■ **GIVEN EXERCISE**
Report each line of the data that includes the word "this".

Records with interface code
───

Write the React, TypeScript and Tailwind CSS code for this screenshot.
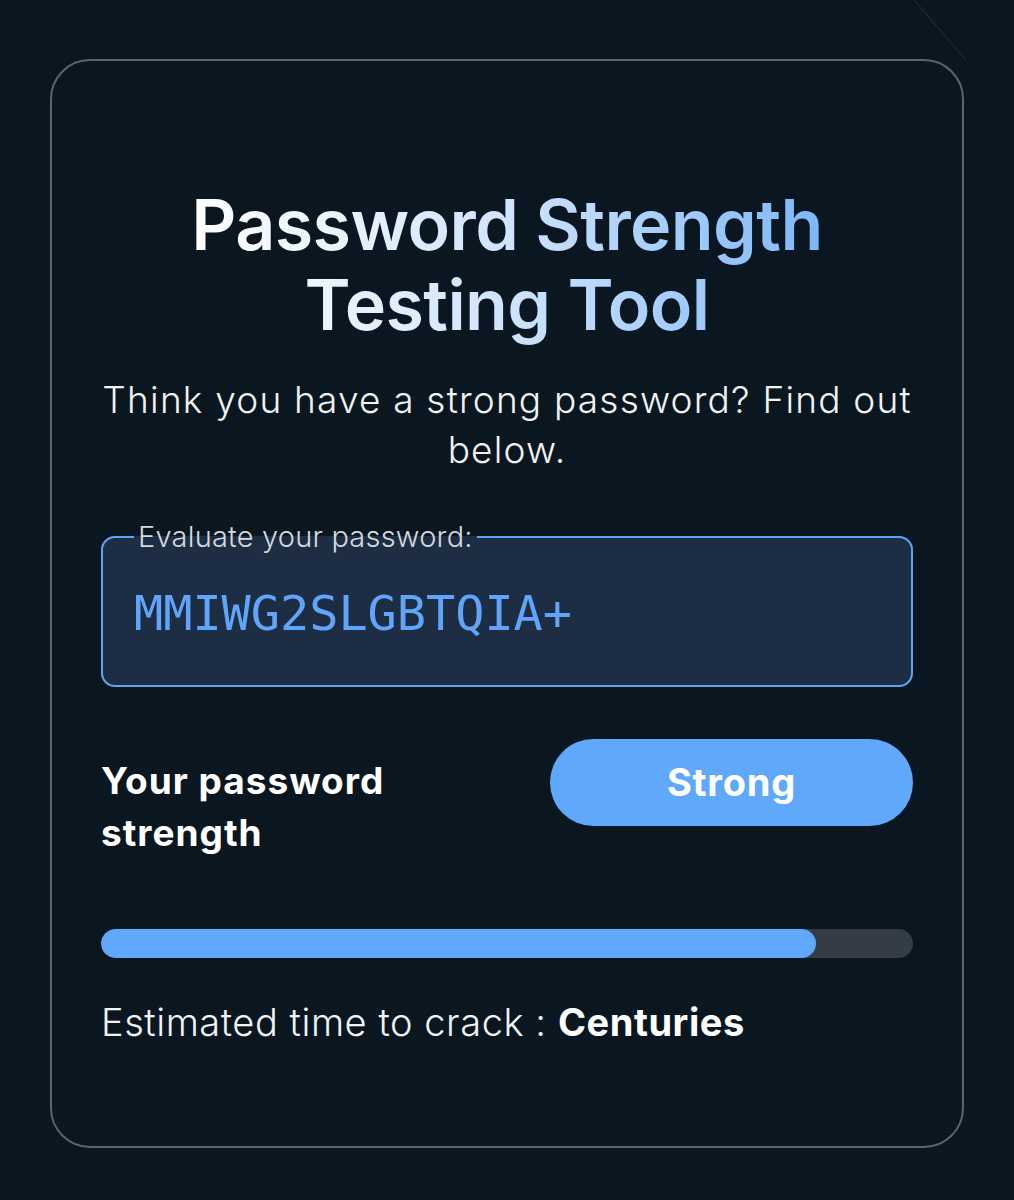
export default function App() {
  const strength = 88;

  return (
    <div className="relative min-h-[1200px] overflow-hidden bg-[#0c161e] px-[50px] pt-[59px] pb-[52px] font-['Inter','Noto_Sans',sans-serif]">
      {/* faint background streak */}
      <svg className="pointer-events-none absolute right-0 top-0 h-[80px] w-[120px]" viewBox="0 0 120 80">
        <line x1="20" y1="0" x2="72" y2="60" stroke="#23323f" strokeWidth="1" />
      </svg>

      <div className="relative h-[1089px] rounded-[40px] border-2 border-[#5b636b] bg-[#0b1720] px-[49px] pt-[124px]">
        {/* Heading */}
        <h1 className="mx-auto w-fit bg-gradient-to-r from-white via-[#cfe4fd] to-[#7db7f8] bg-clip-text text-center text-[70px] font-semibold leading-[80px] tracking-[-0.6px] text-transparent">
          Password Strength
          <br />
          Testing Tool
        </h1>

        <p className="mt-[30px] text-center text-[37px] font-light leading-[50px] tracking-[1.2px] text-[#f1f3f5]">
          Think you have a strong password? Find out below.
        </p>

        {/* Password input */}
        <fieldset className="mt-[47px] h-[165px] rounded-[14px] border-2 border-[#5fa4f4] bg-[#1d2e44] px-[31px]">
          <legend className="px-[4px] text-[29px] font-light leading-[30px] tracking-[0.2px] text-[#d3d9df]">
            Evaluate your password:
          </legend>
          <input
            type="text"
            defaultValue="MMIWG2SLGBTQIA+"
            className="mt-[33px] w-full bg-transparent font-['DejaVu_Sans_Mono',monospace] text-[48.5px] leading-[56px] text-[#60a5fa] outline-none"
          />
        </fieldset>

        {/* Strength label + pill */}
        <div className="mt-[52px] flex items-start justify-between">
          <div className="w-[340px] pt-[16px] text-[37px] font-bold leading-[52px] tracking-[1px] text-white">
            Your password strength
          </div>
          <div className="flex h-[87px] w-[363px] items-center justify-center rounded-full bg-[#60a8fb] text-[38px] font-bold tracking-[0.8px] text-white">
            Strong
          </div>
        </div>

        {/* Progress bar */}
        <div className="mt-[70px] h-[29px] w-full overflow-hidden rounded-full bg-[#333c47]">
          <div className="h-full rounded-full bg-[#60a8fb]" style={{ width: `${strength}%` }} />
        </div>

        <p className="mt-[39px] text-[38px] font-light leading-[50px] tracking-[0.55px] text-[#f1f3f5]">
          Estimated time to crack : <span className="font-bold text-white">Centuries</span>
        </p>
      </div>
    </div>
  );
}
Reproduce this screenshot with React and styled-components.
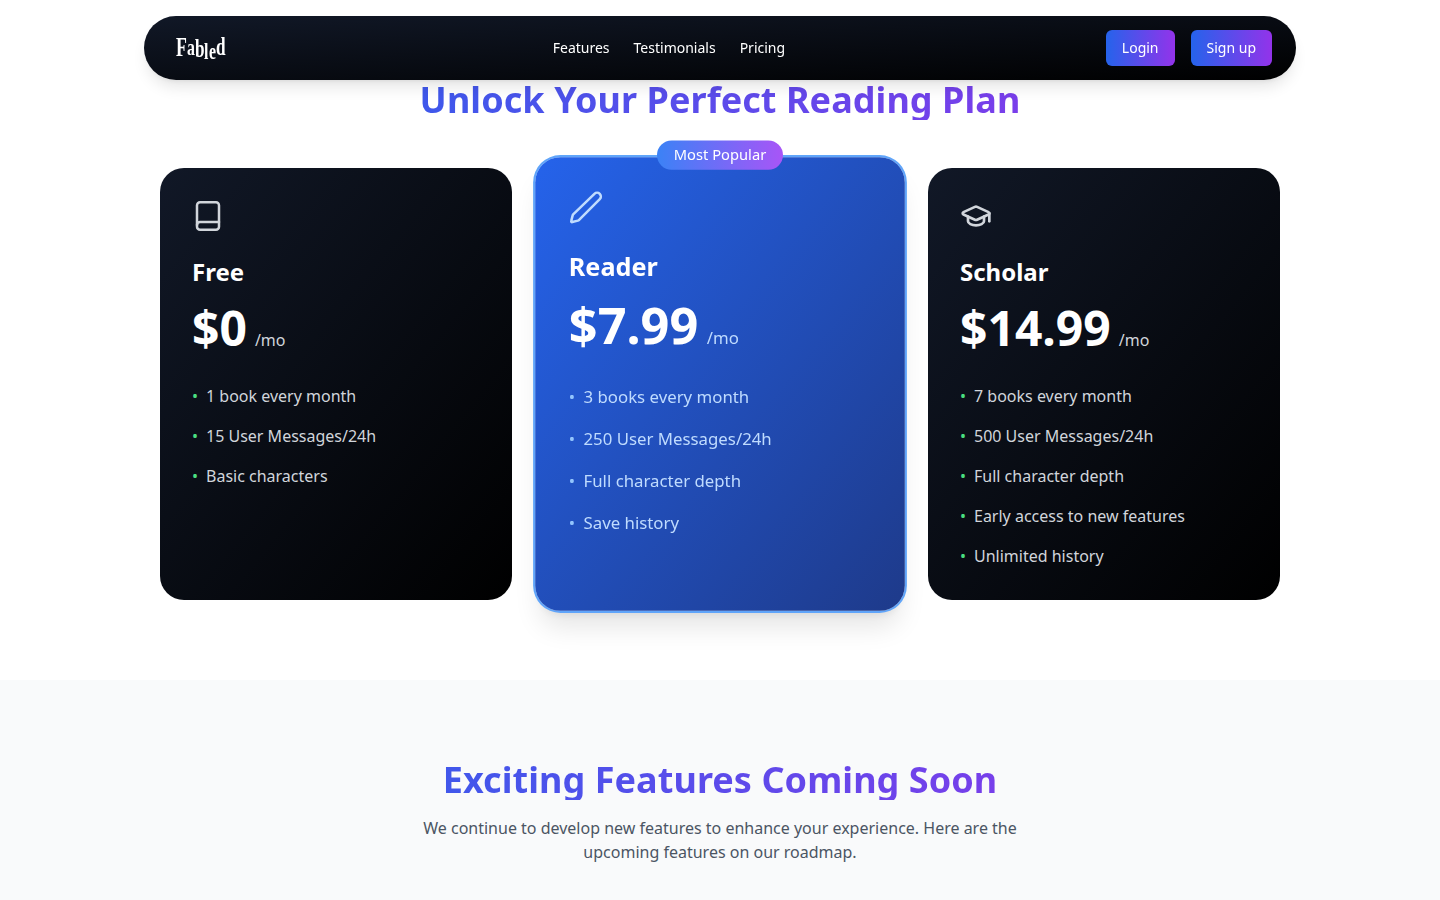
import React from "react";
import styled, { createGlobalStyle } from "styled-components";
import { GraduationCap } from "lucide-react";

const plans = [
  {
    name: "Free",
    price: "$0",
    icon: "book",
    features: ["1 book every month", "15 User Messages/24h", "Basic characters"],
  },
  {
    name: "Reader",
    price: "$7.99",
    icon: "pencil",
    popular: true,
    features: ["3 books every month", "250 User Messages/24h", "Full character depth", "Save history"],
  },
  {
    name: "Scholar",
    price: "$14.99",
    icon: "cap",
    features: [
      "7 books every month",
      "500 User Messages/24h",
      "Full character depth",
      "Early access to new features",
      "Unlimited history",
    ],
  },
];

const logoLetters = [
  { char: "F", size: 27, width: 10.8, drop: 0 },
  { char: "a", size: 24, width: 7.9, drop: 0 },
  { char: "b", size: 26, width: 9.4, drop: 2 },
  { char: "l", size: 24, width: 4.7, drop: 4 },
  { char: "e", size: 24, width: 7.3, drop: 4 },
  { char: "d", size: 26, width: 9.5, drop: 0 },
];

const BookIcon = () => (
  <svg width="32" height="32" viewBox="0 0 32 32" fill="none" stroke="currentColor" strokeWidth="2.5" strokeLinecap="round" strokeLinejoin="round">
    <rect x="5" y="2.2" width="22" height="27.6" rx="3" />
    <path d="M5 25a3 3 0 0 1 3-3h19" />
  </svg>
);

const PencilIcon = () => (
  <svg width="32" height="32" viewBox="0 0 32 32" fill="none" stroke="currentColor" strokeWidth="2.4" strokeLinecap="round" strokeLinejoin="round">
    <path d="M24.4 2.9a3.6 3.6 0 0 1 5.1 5.1L9.6 27.9a2 2 0 0 1-.9.5l-5.4 1.4a.8.8 0 0 1-1-1l1.4-5.4a2 2 0 0 1 .5-.9z" />
  </svg>
);

const PlanIcon = ({ type }) => {
  if (type === "book") return <BookIcon />;
  if (type === "pencil") return <PencilIcon />;
  return <GraduationCap size={32} strokeWidth={2} />;
};

const App = () => (
  <>
    <GlobalStyle />
    <NavBar>
      <Logo aria-label="Fabled">
        {logoLetters.map((l, i) => (
          <LogoLetter key={i} $size={l.size} $width={l.width} $drop={l.drop}>
            {l.char}
          </LogoLetter>
        ))}
      </Logo>
      <NavLinks>
        <NavLink href="#features">Features</NavLink>
        <NavLink href="#testimonials">Testimonials</NavLink>
        <NavLink href="#pricing">Pricing</NavLink>
      </NavLinks>
      <NavActions>
        <NavButton>Login</NavButton>
        <NavButton>Sign up</NavButton>
      </NavActions>
    </NavBar>

    <PricingSection>
      <GradientHeading>Unlock Your Perfect Reading Plan</GradientHeading>
      <PlanGrid>
        {plans.map((plan) => (
          <PlanCard key={plan.name} $popular={plan.popular}>
            {plan.popular && <PopularBadge>Most Popular</PopularBadge>}
            <IconSlot $popular={plan.popular}>
              <PlanIcon type={plan.icon} />
            </IconSlot>
            <PlanName>{plan.name}</PlanName>
            <PriceRow>
              <Price>{plan.price}</Price>
              <PriceUnit $popular={plan.popular}>/mo</PriceUnit>
            </PriceRow>
            <FeatureList>
              {plan.features.map((f) => (
                <FeatureItem key={f} $popular={plan.popular}>
                  <Bullet $popular={plan.popular}>•</Bullet>
                  {f}
                </FeatureItem>
              ))}
            </FeatureList>
          </PlanCard>
        ))}
      </PlanGrid>
    </PricingSection>

    <RoadmapSection>
      <GradientHeading>Exciting Features Coming Soon</GradientHeading>
      <RoadmapText>
        We continue to develop new features to enhance your experience. Here are the upcoming features on our roadmap.
      </RoadmapText>
    </RoadmapSection>
  </>
);

const GlobalStyle = createGlobalStyle`
  html, body {
    margin: 0;
    padding: 0;
    background: #fff;
    font-family: "Noto Sans", sans-serif;
    overflow: hidden;
  }
  * {
    box-sizing: border-box;
  }
`;

const NavBar = styled.nav`
  position: fixed;
  top: 16px;
  left: 144px;
  width: 1152px;
  height: 64px;
  padding: 0 24px 0 32px;
  display: flex;
  align-items: center;
  justify-content: space-between;
  border-radius: 32px;
  background: linear-gradient(to bottom right, #111827, #000);
  box-shadow: 0 10px 15px -3px rgba(0, 0, 0, 0.1), 0 4px 6px -4px rgba(0, 0, 0, 0.1);
  z-index: 10;
`;

const Logo = styled.div`
  width: 56px;
  height: 32px;
  display: flex;
  align-items: flex-start;
  color: #fff;
  font-family: "Liberation Serif", serif;
  font-weight: 700;
  line-height: 32px;
`;

const LogoLetter = styled.span`
  display: inline-block;
  flex: none;
  font-size: ${(p) => p.$size}px;
  width: ${(p) => p.$width}px;
  transform: translateY(${(p) => p.$drop - 1}px) scaleX(0.66);
  transform-origin: left top;
`;

const NavLinks = styled.div`
  display: flex;
  gap: 24px;
`;

const NavLink = styled.a`
  color: #fff;
  font-size: 14px;
  line-height: 20px;
  text-decoration: none;
`;

const NavActions = styled.div`
  display: flex;
  gap: 16px;
`;

const NavButton = styled.button`
  display: block;
  padding: 8px 16px;
  border: 0;
  border-radius: 6px;
  background: linear-gradient(to right, #2563eb, #9333ea);
  color: #fff;
  font-family: inherit;
  font-size: 14px;
  line-height: 20px;
`;

const PricingSection = styled.section`
  padding: 80px 0;
`;

const GradientHeading = styled.h2`
  width: 1120px;
  margin: 0 auto;
  font-size: 36px;
  line-height: 40px;
  font-weight: 700;
  letter-spacing: 0.06px;
  text-align: center;
  background: linear-gradient(to right, #2563eb, #9333ea);
  -webkit-background-clip: text;
  background-clip: text;
  color: transparent;
`;

const PlanGrid = styled.div`
  width: 1120px;
  margin: 48px auto 0;
  display: grid;
  grid-template-columns: repeat(3, 352px);
  gap: 32px;
`;

const PlanCard = styled.div`
  position: relative;
  padding: 32px;
  border-radius: 24px;
  color: #fff;
  background: ${(p) =>
    p.$popular
      ? "linear-gradient(to bottom right, #2563eb, #1e3a8a)"
      : "linear-gradient(to bottom right, #111827, #000)"};
  ${(p) =>
    p.$popular &&
    `
    transform: scale(1.05);
    box-shadow: 0 0 0 2px #60a5fa, 0 20px 25px -5px rgba(0, 0, 0, 0.1), 0 8px 10px -6px rgba(0, 0, 0, 0.1);
  `}
`;

const PopularBadge = styled.span`
  position: absolute;
  top: -16px;
  left: 50%;
  transform: translateX(-50%);
  padding: 4px 16px;
  border-radius: 14px;
  background: linear-gradient(to right, #3b82f6, #a855f7);
  color: #fff;
  font-size: 14px;
  line-height: 20px;
  white-space: nowrap;
`;

const IconSlot = styled.div`
  display: flex;
  height: 32px;
  margin-bottom: 24px;
  color: ${(p) => (p.$popular ? "#bfdbfe" : "#d1d5db")};
`;

const PlanName = styled.h3`
  margin: 0 0 16px;
  font-size: 24px;
  line-height: 32px;
  font-weight: 700;
`;

const PriceRow = styled.div`
  display: flex;
  align-items: baseline;
  gap: 8px;
`;

const Price = styled.span`
  font-size: 48px;
  line-height: 48px;
  font-weight: 700;
`;

const PriceUnit = styled.span`
  font-size: 16px;
  color: ${(p) => (p.$popular ? "#bfdbfe" : "#d1d5db")};
`;

const FeatureList = styled.ul`
  list-style: none;
  margin: 32px 0 0;
  padding: 0;
  display: flex;
  flex-direction: column;
  gap: 16px;
`;

const FeatureItem = styled.li`
  font-size: 16px;
  line-height: 24px;
  color: ${(p) => (p.$popular ? "#bfdbfe" : "#d1d5db")};
`;

const Bullet = styled.span`
  display: inline-block;
  width: 14px;
  color: ${(p) => (p.$popular ? "#93c5fd" : "#4ade80")};
`;

const RoadmapSection = styled.section`
  padding: 80px 0 36px;
  background: #f9fafb;
`;

const RoadmapText = styled.p`
  width: 620px;
  margin: 16px auto 0;
  font-size: 16px;
  line-height: 24px;
  text-align: center;
  color: #4b5563;
`;

export default App;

───

■ **WRITTEN REPLY**
Write the React, TypeScript and Tailwind CSS code for this screenshot.
Reproduce this screenshot with React and styled-components.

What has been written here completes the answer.